The largest and most brutal case came shortly after Trump’s May 2017 “green light.” Bahrain’s security forces raided Sheikh al-Qassem’s home, shot and killing five demonstrators and arrested 286.
As Sondoss Al Assad, a Lebanese journalist who focuses especially on Bahrain wrote in a recent article for American Herald Tribune:
“Blessed by Trump’s Green Light, Manama has intensified its brutal measures, which also met out collective reprisal against scores of peaceful opposition figures and human rights advocates.”
Just last June, the convening to pass the Zionist-American “Deal of the Century” was hosted in Bahrain, signifying the tight-knit connection both the Zionist and Bahraini regimes have in extending their influence in the Levant and Persian Gulf fronts, transforming the lands they occupy into development enterprises as well as American military bases.
A Bahraini man Monday was sentenced three years for burning the flag of the illegal Zionist entity at an anti-’Israel’ demonstration last May. Bahrain, through history and in its present, is truly emblematic of, as Sayyed Hassan Nasrallah said in a February 16th speech, ‘a treachery platform conspiring against the Palestinian cause.”

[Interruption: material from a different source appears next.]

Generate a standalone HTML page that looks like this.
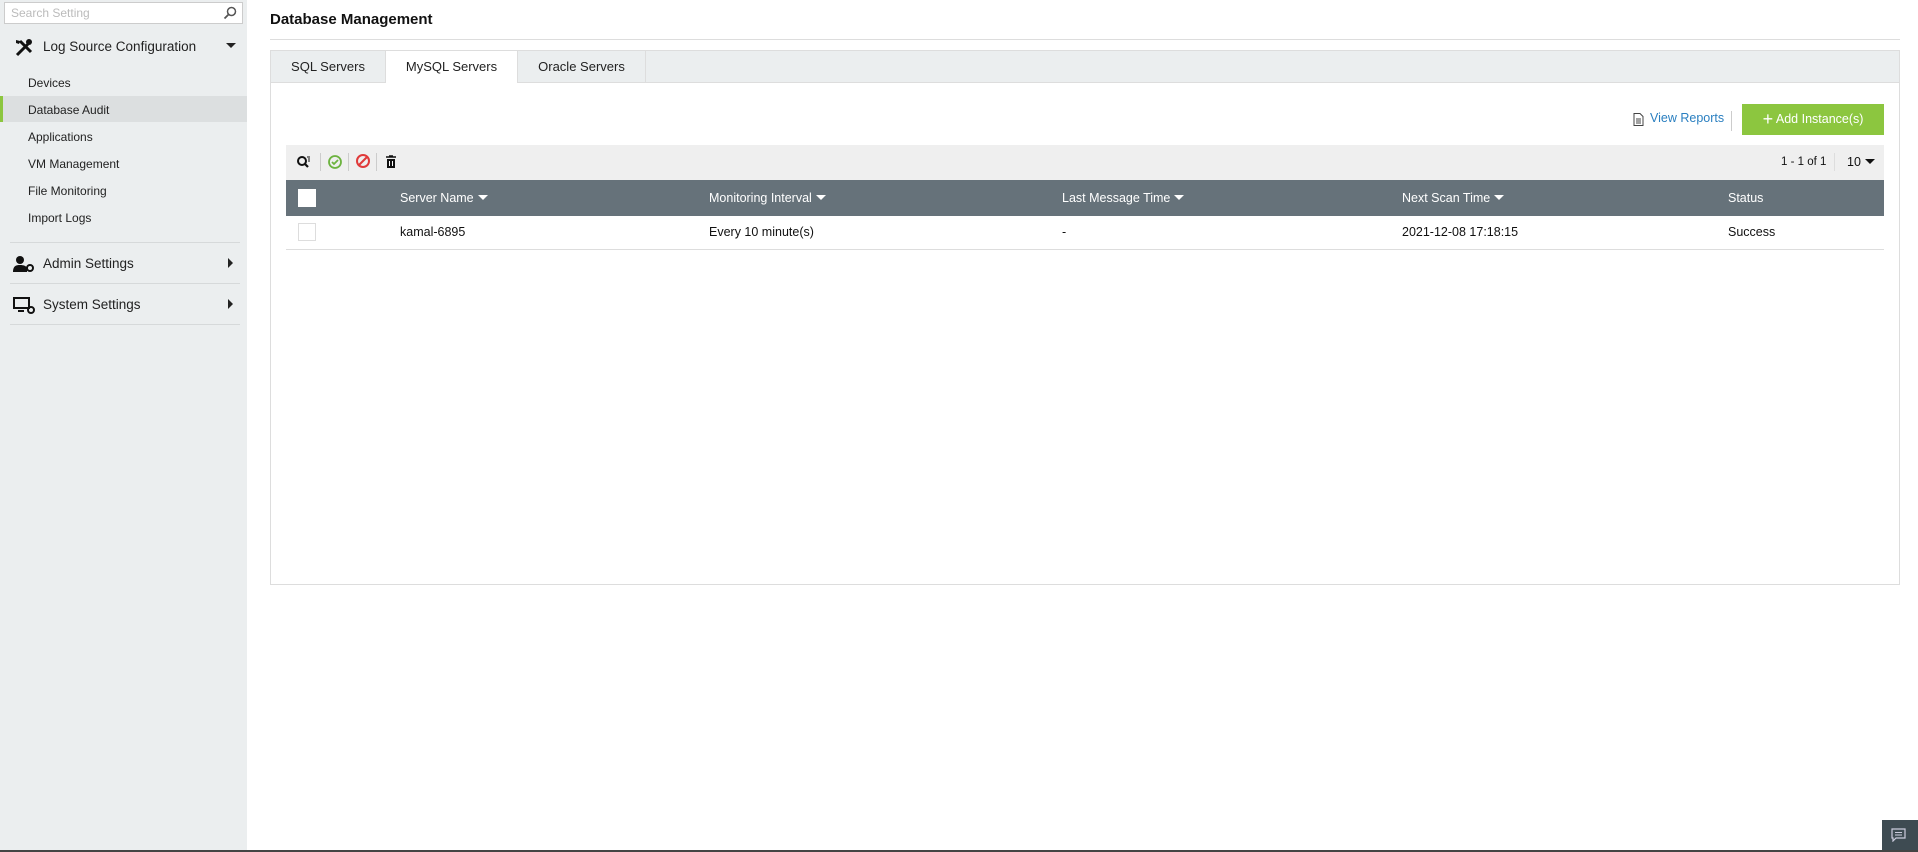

For this reason, it is imperative that both Bahrain and occupied Palestine be at the heart of the Middle East’s liberation struggle. It is expected that the Deal will ignite an intifada and regional rejection that has been consistently brewing in occupied Palestine. At the same time, a regional consensus amongst the resistance axis to expel American presence and forces from all Arab and Muslim soil, particularly in Iraq, will be crucial in Bahrain, and draw the curtains of occupation on both these two birth-sites of US and British imperialism in the region.